● **The exercise**
Provide an exact copy of the data, excluding the images.
-*-*-
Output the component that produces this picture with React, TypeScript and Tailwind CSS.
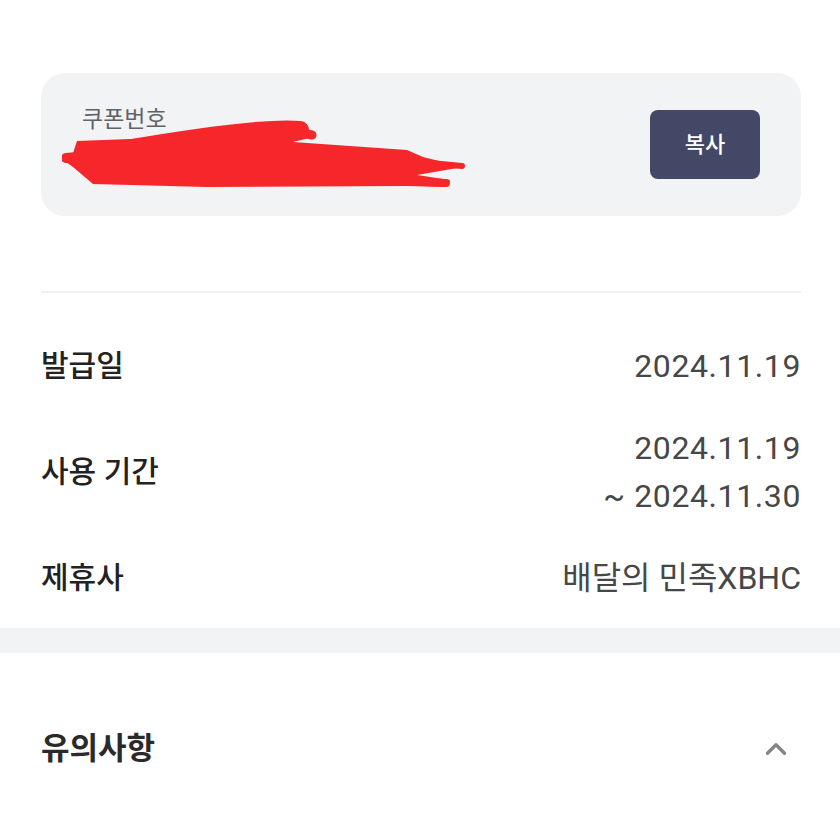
import { ChevronUp } from "lucide-react";

const font = { fontFamily: 'Roboto, "Noto Sans CJK KR", sans-serif' };

function InfoRow({ label, values, tight }: { label: string; values: string[]; tight?: boolean }) {
  return (
    <div className="flex items-center justify-between">
      <span className="text-[30px] leading-[48px] font-medium text-[#222222]">{label}</span>
      <div className="flex flex-col items-end">
        {values.map((v) => (
          <span
            key={v}
            className={
              tight
                ? "text-[32px] leading-[48px] font-normal text-[#474747]"
                : "text-[32px] leading-[48px] font-normal tracking-[0.6px] text-[#474747]"
            }
          >
            {v}
          </span>
        ))}
      </div>
    </div>
  );
}

function Scribble() {
  // hand-drawn red cover over the coupon number
  return (
    <svg
      width={406}
      height={70}
      viewBox="62 120 406 70"
      className="-ml-[20px] -mt-[13px]"
    >
      <polygon
        fill="#f5272b"
        points="77,141 157,138 240,125 293,123 313,137 293,142 407,150 423,157 463,167 417,175 450,180 447,187 407,186 207,187 93,184 73,167 63,160 73,153"
      />
      <g stroke="#f5272b" strokeLinecap="round" fill="none">
        <path d="M292 131 L312 135" strokeWidth={9} />
        <path d="M66 158 L100 155" strokeWidth={10} />
        <path d="M400 160 L462 166" strokeWidth={6} />
        <path d="M400 181 L446 183" strokeWidth={8} />
        <path d="M120 150 Q260 126 300 130" strokeWidth={18} />
      </g>
    </svg>
  );
}

export default function App() {
  return (
    <div className="min-h-screen w-full bg-white" style={font}>
      <div className="pl-[41px] pr-[39px] pt-[73px]">
        {/* coupon card */}
        <div className="flex h-[143px] items-center justify-between rounded-[24px] bg-[#f2f3f5] pl-[41px] pr-[41px]">
          <div className="flex flex-col self-start pt-[34px]">
            <span className="text-[23px] leading-[26px] text-[#5f6368]">쿠폰번호</span>
            <Scribble />
          </div>
          <button className="flex h-[69px] w-[110px] items-center justify-center rounded-[8px] bg-[#434866] text-[22px] font-medium text-white">
            복사
          </button>
        </div>

        <div className="mt-[75px] h-[2px] bg-[#f1f1f1]" />

        <div className="flex flex-col gap-[34px] pt-[49px] pb-[26px]">
          <InfoRow label="발급일" values={["2024.11.19"]} />
          <InfoRow label="사용 기간" values={["2024.11.19", "~ 2024.11.30"]} />
          <InfoRow label="제휴사" values={["배달의 민족XBHC"]} tight />
        </div>
      </div>

      <div className="h-[25px] bg-[#f2f3f5]" />

      <div className="flex items-center justify-between pl-[41px] pr-[39px] pt-[72px]">
        <span className="text-[31px] leading-[48px] font-bold text-[#2a2a2a]">유의사항</span>
        <ChevronUp className="mr-[8px] h-[34px] w-[34px] text-[#858585]" strokeWidth={2.4} />
      </div>
    </div>
  );
}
-*-*-
● **Result**
Output the component that produces this picture with React, TypeScript and Tailwind CSS.
import { ChevronUp } from "lucide-react";

const font = { fontFamily: 'Roboto, "Noto Sans CJK KR", sans-serif' };

function InfoRow({ label, values, tight }: { label: string; values: string[]; tight?: boolean }) {
  return (
    <div className="flex items-center justify-between">
      <span className="text-[30px] leading-[48px] font-medium text-[#222222]">{label}</span>
      <div className="flex flex-col items-end">
        {values.map((v) => (
          <span
            key={v}
            className={
              tight
                ? "text-[32px] leading-[48px] font-normal text-[#474747]"
                : "text-[32px] leading-[48px] font-normal tracking-[0.6px] text-[#474747]"
            }
          >
            {v}
          </span>
        ))}
      </div>
    </div>
  );
}

function Scribble() {
  // hand-drawn red cover over the coupon number
  return (
    <svg
      width={406}
      height={70}
      viewBox="62 120 406 70"
      className="-ml-[20px] -mt-[13px]"
    >
      <polygon
        fill="#f5272b"
        points="77,141 157,138 240,125 293,123 313,137 293,142 407,150 423,157 463,167 417,175 450,180 447,187 407,186 207,187 93,184 73,167 63,160 73,153"
      />
      <g stroke="#f5272b" strokeLinecap="round" fill="none">
        <path d="M292 131 L312 135" strokeWidth={9} />
        <path d="M66 158 L100 155" strokeWidth={10} />
        <path d="M400 160 L462 166" strokeWidth={6} />
        <path d="M400 181 L446 183" strokeWidth={8} />
        <path d="M120 150 Q260 126 300 130" strokeWidth={18} />
      </g>
    </svg>
  );
}

export default function App() {
  return (
    <div className="min-h-screen w-full bg-white" style={font}>
      <div className="pl-[41px] pr-[39px] pt-[73px]">
        {/* coupon card */}
        <div className="flex h-[143px] items-center justify-between rounded-[24px] bg-[#f2f3f5] pl-[41px] pr-[41px]">
          <div className="flex flex-col self-start pt-[34px]">
            <span className="text-[23px] leading-[26px] text-[#5f6368]">쿠폰번호</span>
            <Scribble />
          </div>
          <button className="flex h-[69px] w-[110px] items-center justify-center rounded-[8px] bg-[#434866] text-[22px] font-medium text-white">
            복사
          </button>
        </div>

        <div className="mt-[75px] h-[2px] bg-[#f1f1f1]" />

        <div className="flex flex-col gap-[34px] pt-[49px] pb-[26px]">
          <InfoRow label="발급일" values={["2024.11.19"]} />
          <InfoRow label="사용 기간" values={["2024.11.19", "~ 2024.11.30"]} />
          <InfoRow label="제휴사" values={["배달의 민족XBHC"]} tight />
        </div>
      </div>

      <div className="h-[25px] bg-[#f2f3f5]" />

      <div className="flex items-center justify-between pl-[41px] pr-[39px] pt-[72px]">
        <span className="text-[31px] leading-[48px] font-bold text-[#2a2a2a]">유의사항</span>
        <ChevronUp className="mr-[8px] h-[34px] w-[34px] text-[#858585]" strokeWidth={2.4} />
      </div>
    </div>
  );
}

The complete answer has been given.